Si le cerveau avait des yeux
Is the man who is tall happy ? The man who is tall is happy. Heureux de pouvoir s’exprimer une dernière fois avant de mourir comme l’a si bien souligné Michel Gondry. Empoignant sa caméra et accrochant le linguiste, le réalisateur s’empresse. Le sieur Chomsky n’est plus très loin de la mort et c’est ce sur quoi commence le film, un rappel à la mort qui effacerait la pensée du philosophe, ce à quoi Gondry répond par un besoin d’éviscérer le vieil homme. Triturer la parole pour essayer de lui donner un sens selon la pensée du réalisateur, hélas bien trop réduite par son inhabilité à la comprendre lui-même.
Réflexions sur la pensée, l’éducation, les sciences, le développement des sens, la politique, le langage, tout n’est que réflexions sans finalités, secondées par l’incapacité de Gondry à se faire comprendre de son interlocuteur.

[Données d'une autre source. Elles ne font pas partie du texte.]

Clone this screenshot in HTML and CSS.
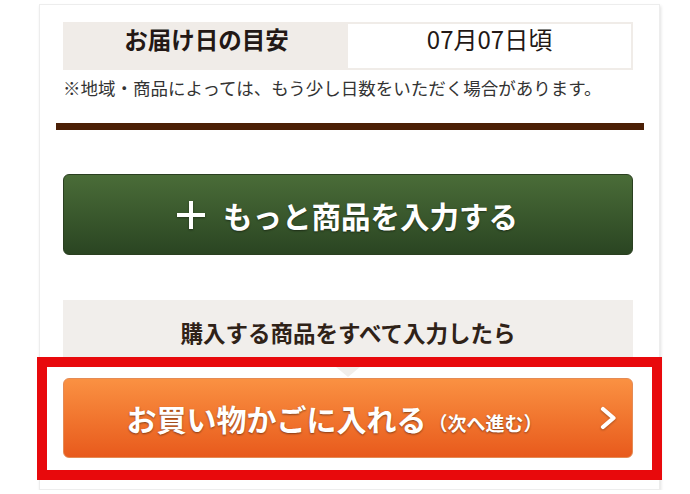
FILE: index.html
```html
<!DOCTYPE html>
<html lang="ja">
<head>
<meta charset="utf-8">
<link rel="stylesheet" href="styles.css">
</head>
<body>
<div class="card">
  <div class="eta">
    <div class="eta-label">お届け日の目安</div>
    <div class="eta-value">07月07日頃</div>
  </div>
  <p class="note">※地域・商品によっては、もう少し日数をいただく場合があります。</p>
  <div class="rule"></div>
  <a class="btn btn-green" href="#">
    <svg class="plus" width="30" height="30" viewBox="0 0 30 30"><path d="M15 1V29M1 15H29" stroke="#fff" stroke-width="4" fill="none"/></svg>
    <span>もっと商品を入力する</span>
  </a>
  <div class="hint">購入する商品をすべて入力したら</div>
  <a class="btn btn-orange" href="#">
    <span class="label">お買い物かごに入れる<small>（次へ進む）</small></span>
    <svg class="chev" width="17" height="24" viewBox="0 0 17 24"><path d="M3 3L13.5 12L3 21" stroke="#fff" stroke-width="4.2" stroke-linecap="round" stroke-linejoin="round" fill="none"/></svg>
  </a>
  <div class="highlight"></div>
</div>
</body>
</html>
```
FILE: styles.css
```css
html, body {
  margin: 0;
  padding: 0;
  background: #fff;
}
body {
  font-family: "Noto Sans CJK JP", "Noto Sans", sans-serif;
  color: #2a1d14;
}
.card {
  position: relative;
  box-sizing: border-box;
  width: 621px;
  height: 486px;
  margin: 4px 0 0 39px;
  padding: 17px 26px 0 23px;
  background: #fff;
  border: 1px solid #ededed;
  box-shadow: 1px 2px 3px rgba(0, 0, 0, 0.12);
}
.eta {
  display: grid;
  grid-template-columns: 1fr 1fr;
  height: 48px;
  box-sizing: border-box;
  border: 2px solid #f0ece8;
}
.eta-label, .eta-value {
  text-align: center;
  font-size: 23.5px;
  line-height: 30px;
}
.eta-label {
  background: #f0ece8;
  font-weight: 700;
  color: #231815;
}
.eta-value {
  color: #231815;
  font-size: 24px;
}
.note {
  margin: 6px 0 0;
  font-size: 17.5px;
  line-height: 24px;
  color: #333;
  white-space: nowrap;
}
.rule {
  height: 7px;
  margin: 23px -11px 0 -7px;
  background: #4b1f06;
}
.btn {
  box-sizing: border-box;
  display: flex;
  align-items: center;
  text-decoration: none;
  color: #fff;
  font-weight: 700;
  border-radius: 6px;
  text-shadow: 0 1px 2px rgba(0, 0, 0, 0.45);
}
.btn-green {
  justify-content: center;
  gap: 17px;
  height: 81px;
  margin-top: 44px;
  font-size: 29.5px;
  background: linear-gradient(#4a6c38, #2a4522);
  border: 1px solid #2a3f20;
  padding-right: 2px;
}
.plus {
  filter: drop-shadow(0 1px 1px rgba(0, 0, 0, 0.4));
}
.hint {
  position: relative;
  height: 67px;
  margin-top: 45px;
  box-sizing: border-box;
  padding-top: 17px;
  background: #f1eeeb;
  text-align: center;
  font-size: 22.5px;
  line-height: 30px;
  font-weight: 700;
  color: #2f2218;
}
.hint::after {
  content: "";
  position: absolute;
  left: 50%;
  top: 100%;
  margin-left: -12px;
  border-left: 12px solid transparent;
  border-right: 12px solid transparent;
  border-top: 10px solid #f1eeeb;
}
.btn-orange {
  height: 80px;
  margin-top: 11px;
  padding-left: 5px;
  background: linear-gradient(#fa9142, #e85a1c);
  border: 1px solid #e48b55;
}
.btn-orange .label {
  flex: 1;
  text-align: center;
  font-size: 30px;
  white-space: nowrap;
}
.btn-orange small {
  font-size: 19px;
  margin-left: 2px;
}
.chev {
  margin-right: 15px;
  filter: drop-shadow(0 1px 1px rgba(0, 0, 0, 0.3));
}
.highlight {
  position: absolute;
  left: -3px;
  top: 352px;
  width: 625px;
  height: 123px;
  box-sizing: border-box;
  border: 10px solid #e8090c;
  pointer-events: none;
}
```
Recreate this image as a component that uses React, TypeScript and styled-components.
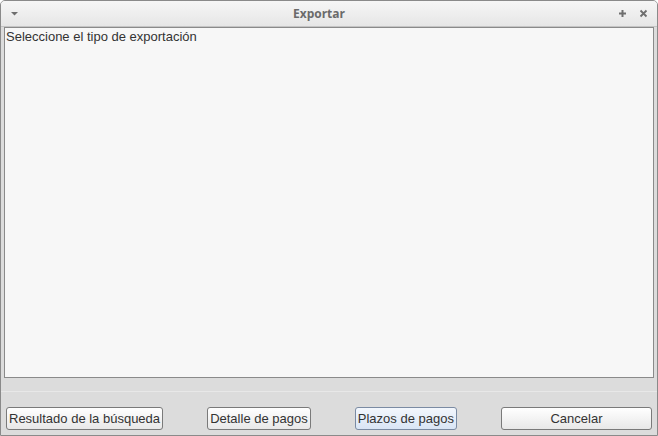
import React from 'react';
import styled, { createGlobalStyle } from 'styled-components';

const GlobalStyle = createGlobalStyle`
  html, body {
    margin: 0;
    padding: 0;
    background: #ffffff;
  }
  * {
    box-sizing: border-box;
  }
`

const Window = styled.div`
  width: 658px;
  height: 436px;
  display: flex;
  flex-direction: column;
  border: 1px solid #8a8a8a;
  border-radius: 5px 5px 0 0;
  background: #dcdcdc;
  overflow: hidden;
`

const TitleBar = styled.div`
  height: 26px;
  flex: none;
  display: flex;
  align-items: center;
  background: linear-gradient(#f6f6f6, #e6e6e6);
  border-bottom: 1px solid #c4c4c4;
`

const TitleSide = styled.div<{ width: number }>`
  width: ${(p) => p.width}px;
  height: 100%;
  display: flex;
  align-items: center;
  justify-content: flex-end;
  gap: 12px;
  padding: 0 9px;
  &:first-child {
    justify-content: flex-start;
  }
`

const Title = styled.div`
  flex: 1;
  text-align: center;
  font-family: "Open Sans", "DejaVu Sans", sans-serif;
  font-weight: bold;
  font-size: 12px;
  color: #6a6a6a;
`

const Body = styled.div`
  flex: 1;
  display: flex;
  flex-direction: column;
  padding: 0 3px;
`

const Panel = styled.div`
  flex: 1;
  background: #f7f7f7;
  border: 1px solid #8a8a8a;
  padding: 0 1px;
  font-family: "Liberation Sans", Arial, sans-serif;
  font-size: 13px;
  line-height: 17px;
  color: #333333;
`

const Footer = styled.div`
  height: 57px;
  flex: none;
  display: flex;
  flex-direction: column;
`

const Separator = styled.div`
  margin-top: 13px;
  height: 1px;
  background: #c2c2c2;
  border-bottom: 1px solid #e8e8e8;
  margin-left: -3px;
  margin-right: -3px;
`

const ButtonRow = styled.div`
  margin-top: 15px;
  display: flex;
  justify-content: space-between;
  padding: 0 2px;
`

const Button = styled.button<{ focused?: boolean; width?: number }>`
  height: 23px;
  padding: 0 2px;
  ${(p) => (p.width ? `width: ${p.width}px;` : '')}
  border: 1px solid ${(p) => (p.focused ? '#7b8ba3' : '#7a7a7a')};
  border-radius: 3px;
  background: ${(p) =>
    p.focused
      ? 'linear-gradient(#f3f7fd, #d9e5f5)'
      : 'linear-gradient(#ffffff, #e8e8e8)'};
  font-family: "Liberation Sans", Arial, sans-serif;
  font-size: 13px;
  color: #333333;
  line-height: 21px;
  white-space: nowrap;
`

const Icon = ({ children }: { children: React.ReactNode }) => (
  <svg width="9" height="9" viewBox="0 0 9 9">
    {children}
  </svg>
)

export default function App() {
  return (
    <>
      <GlobalStyle />
      <Window>
        <TitleBar>
          <TitleSide width={28}>
            <Icon>
              <path d="M1 3 L8 3 L4.5 6.5 Z" fill="#6e6e6e" />
            </Icon>
          </TitleSide>
          <Title>Exportar</Title>
          <TitleSide width={48}>
            <Icon>
              <path d="M4.5 1 V8 M1 4.5 H8" stroke="#6e6e6e" strokeWidth="2" />
            </Icon>
            <Icon>
              <path d="M1.5 1.5 L7.5 7.5 M7.5 1.5 L1.5 7.5" stroke="#6e6e6e" strokeWidth="1.8" />
            </Icon>
          </TitleSide>
        </TitleBar>
        <Body>
          <Panel>Seleccione el tipo de exportación</Panel>
          <Footer>
            <Separator />
            <ButtonRow>
              <Button>Resultado de la búsqueda</Button>
              <Button>Detalle de pagos</Button>
              <Button focused>Plazos de pagos</Button>
              <Button width={151}>Cancelar</Button>
            </ButtonRow>
          </Footer>
        </Body>
      </Window>
    </>
  )
}
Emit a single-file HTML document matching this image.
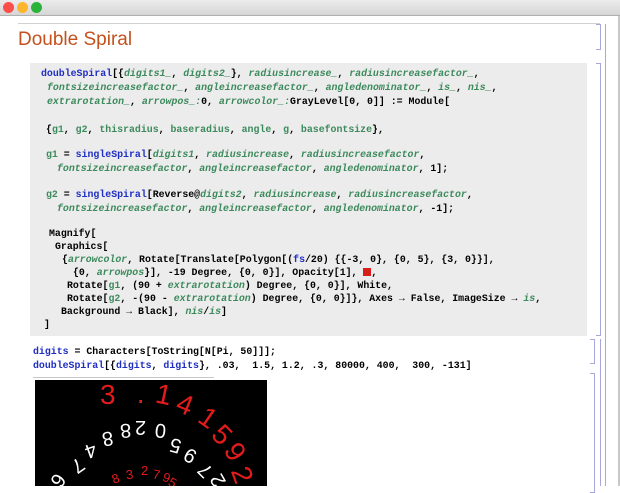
<!DOCTYPE html>
<html><head><meta charset="utf-8"><style>
*{margin:0;padding:0;box-sizing:border-box}
body{width:620px;height:486px;overflow:hidden;background:#fff;position:relative;font-family:"Liberation Mono",monospace}
.tb{position:absolute;left:0;top:0;width:620px;height:16px;background:linear-gradient(#ececec,#d6d6d6);border-bottom:1px solid #b0b0b0}
.dot{position:absolute;top:2px;width:11px;height:11px;border-radius:50%}
.box{position:absolute;left:30px;top:63px;width:557px;height:273px;background:#ececec}
.l{position:absolute;font-weight:bold;font-size:9.9px;line-height:14px;color:#000;white-space:pre;letter-spacing:0}
.b{color:#1f2ec2}
.g{color:#3c8a5c;font-style:italic}
.gn{color:#3c8a5c}
.br{position:absolute;border:1px solid #a8a8dc;border-left:none}
.v{position:absolute;width:1px;background:#a8a8dc}
.img{position:absolute;left:35px;top:380px;width:232px;height:106px;background:#000;overflow:hidden;font-family:"Liberation Sans",sans-serif}
.d,.w,.r{position:absolute;line-height:1;transform-origin:center}
.d{color:#e31b1b;font-size:28px}
.w{color:#fff;font-size:20px}
.r{color:#e31b1b;font-size:13px}
</style></head><body>
<div class="tb"></div>
<div class="dot" style="left:3px;background:#fc4f4a"></div>
<div class="dot" style="left:17px;background:#fdb62c"></div>
<div class="dot" style="left:31px;background:#2bb23a"></div>
<div style="position:absolute;left:618px;top:16px;width:2px;height:470px;background:#c8c8c8"></div>
<div style="position:absolute;left:18px;top:23px;width:582px;height:1px;background:#d0d0d0"></div>
<div style="position:absolute;left:18px;top:29px;font-family:'Liberation Sans',sans-serif;font-size:19px;color:#c4511d">Double Spiral</div>
<div class="box"></div>

<div class="l" style="left:41px;top:67px"><span class="b">doubleSpiral</span>[{<span class="g">digits1_</span>, <span class="g">digits2_</span>}, <span class="g">radiusincrease_</span>, <span class="g">radiusincreasefactor_</span>,</div>
<div class="l" style="left:47px;top:81px"><span class="g">fontsizeincreasefactor_</span>, <span class="g">angleincreasefactor_</span>, <span class="g">angledenominator_</span>, <span class="g">is_</span>, <span class="g">nis_</span>,</div>
<div class="l" style="left:47px;top:95px"><span class="g">extrarotation_</span>, <span class="g">arrowpos_</span><span class="g">:</span>0, <span class="g">arrowcolor_</span><span class="g">:</span>GrayLevel[0, 0]] := Module[</div>
<div class="l" style="left:46px;top:123px">{<span class="gn">g1</span>, <span class="gn">g2</span>, <span class="gn">thisradius</span>, <span class="gn">baseradius</span>, <span class="gn">angle</span>, <span class="gn">g</span>, <span class="gn">basefontsize</span>},</div>
<div class="l" style="left:46px;top:148px"><span class="gn">g1</span> = <span class="b">singleSpiral</span>[<span class="g">digits1</span>, <span class="g">radiusincrease</span>, <span class="g">radiusincreasefactor</span>,</div>
<div class="l" style="left:57px;top:162px"><span class="g">fontsizeincreasefactor</span>, <span class="g">angleincreasefactor</span>, <span class="g">angledenominator</span>, 1];</div>
<div class="l" style="left:46px;top:188px"><span class="gn">g2</span> = <span class="b">singleSpiral</span>[Reverse@<span class="g">digits2</span>, <span class="g">radiusincrease</span>, <span class="g">radiusincreasefactor</span>,</div>
<div class="l" style="left:57px;top:202px"><span class="g">fontsizeincreasefactor</span>, <span class="g">angleincreasefactor</span>, <span class="g">angledenominator</span>, -1];</div>
<div class="l" style="left:49px;top:227px">Magnify[</div>
<div class="l" style="left:55px;top:240px">Graphics[</div>
<div class="l" style="left:62px;top:253px">{<span class="g">arrowcolor</span>, Rotate[Translate[Polygon[(<span class="b">fs</span>/20) {{-3, 0}, {0, 5}, {3, 0}}],</div>
<div class="l" style="left:73px;top:266px">{0, <span class="g">arrowpos</span>}], -19 Degree, {0, 0}], Opacity[1], <span style="display:inline-block;width:8px;height:8px;background:#d61e1e;vertical-align:-1px"></span>,</div>
<div class="l" style="left:67px;top:279px">Rotate[<span class="gn">g1</span>, (90 + <span class="g">extrarotation</span>) Degree, {0, 0}], White,</div>
<div class="l" style="left:67px;top:292px">Rotate[<span class="gn">g2</span>, -(90 - <span class="g">extrarotation</span>) Degree, {0, 0}]}, Axes → False, ImageSize → <span class="g">is</span>,</div>
<div class="l" style="left:61px;top:305px">Background → Black], <span class="g">nis</span>/<span class="g">is</span>]</div>
<div class="l" style="left:44px;top:318px">]</div>

<div class="l" style="left:33px;top:345px"><span class="b">digits</span> = Characters[ToString[N[Pi, 50]]];</div>
<div class="l" style="left:33px;top:359px"><span class="b">doubleSpiral</span>[{<span class="b">digits</span>, <span class="b">digits</span>}, .03,  1.5, 1.2, .3, 80000, 400,  300, -131]</div>
<div style="position:absolute;left:33px;top:377px;width:181px;height:1px;background:#c8c8c8"></div>

<div class="img">
<span class="d" style="left:65px;top:1px">3</span>
<span class="d" style="left:101px;top:6px">·</span>
<span class="d" style="left:121px;top:1px;transform:rotate(12deg)">1</span>
<span class="d" style="left:142px;top:11px;transform:rotate(22deg)">4</span>
<span class="d" style="left:165px;top:24px;transform:rotate(35deg)">1</span>
<span class="d" style="left:179px;top:41px;transform:rotate(45deg)">5</span>
<span class="d" style="left:192px;top:58px;transform:rotate(58deg)">9</span>
<span class="d" style="left:199px;top:81px;transform:rotate(70deg)">2</span>
<span class="w" style="left:67px;top:48px;transform:rotate(170deg)">8</span>
<span class="w" style="left:85px;top:40px;transform:rotate(175deg)">8</span>
<span class="w" style="left:100px;top:37px;transform:rotate(180deg)">2</span>
<span class="w" style="left:120px;top:40px;transform:rotate(185deg)">0</span>
<span class="w" style="left:135px;top:55px;transform:rotate(195deg)">5</span>
<span class="w" style="left:150px;top:65px;transform:rotate(210deg)">9</span>
<span class="w" style="left:165px;top:80px;transform:rotate(225deg)">7</span>
<span class="w" style="left:178px;top:90px;transform:rotate(240deg)">2</span>
<span class="w" style="left:50px;top:60px;transform:rotate(160deg)">4</span>
<span class="w" style="left:37px;top:75px;transform:rotate(145deg)">7</span>
<span class="w" style="left:17px;top:90px;transform:rotate(125deg)">6</span>
<span class="r" style="left:77px;top:92px;transform:rotate(-20deg)">8</span>
<span class="r" style="left:91px;top:88px;transform:rotate(-8deg)">3</span>
<span class="r" style="left:106px;top:84px">2</span>
<span class="r" style="left:118px;top:88px;transform:rotate(10deg)">7</span>
<span class="r" style="left:128px;top:91px;transform:rotate(20deg)">9</span>
<span class="r" style="left:134px;top:96px;transform:rotate(30deg)">5</span>
</div>

<div class="br" style="left:596px;top:24px;width:5px;height:26px"></div>
<div class="v" style="left:605px;top:24px;height:462px"></div>
<div class="br" style="left:596px;top:63px;width:5px;height:273px"></div>
<div class="br" style="left:590px;top:339px;width:5px;height:25px"></div>
<div class="v" style="left:600px;top:339px;height:147px"></div>
<div class="br" style="left:590px;top:373px;width:5px;height:120px"></div>
</body></html>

Gondry n’est pas ici une caméra ou un élève consciencieux, plutôt un journaliste, venu recueillir toute information croustillante dans le besoin de remplir un cahier des charges personnellement imposé, assez de matière pour tenter d’en imposer un plan construit, mais sans succès.
Poussant le vice encore plus loin, l’entretien ne se contente pas d’être un banal mais efficace plan fixe ou champ-contre-champ mais un florilège d’arabesques épileptiques dont la seule fonction serait d’embrouiller un dialogue déjà confus. Chomsky parle, parle, parle, nous écoutons, écoutons, écoutons puis nous nous dispersons, aveuglés par la folie meurtrière de Gondry, un bien piètre constat pour de si beaux propos, richesse foisonnante d’honnêteté. On ne suit plus la sagesse dialectique de l’intellectuel, qui se retrouve sacrifiée au profit de la partialité du réalisateur. Dantesque méli-mélo de d’idées, de couleurs et de mouvements, trois constatations que tout oppose ; la conversation n’en est plus une. Gondry montre de surcroît tout au long du film sa décision de faire non-pas un futur hommage à l’homme de pensée ou un médium favorable à son discours mais un brouillard filandreux, à l’image d’un enfant en bas âge tentant de comprendre le monde des adultes. Nous nous sentons agressés face à un écran si riche qu’il ne veut plus rien dire
Michel Gondry échoue à créer du langage cinématographique, qu’une cassette audio aurait pu remplacer sans difficulté. Un potentiel éminemment gâché, dommage. Ce film est à voir deux fois, une pour ses images et une pour ses paroles.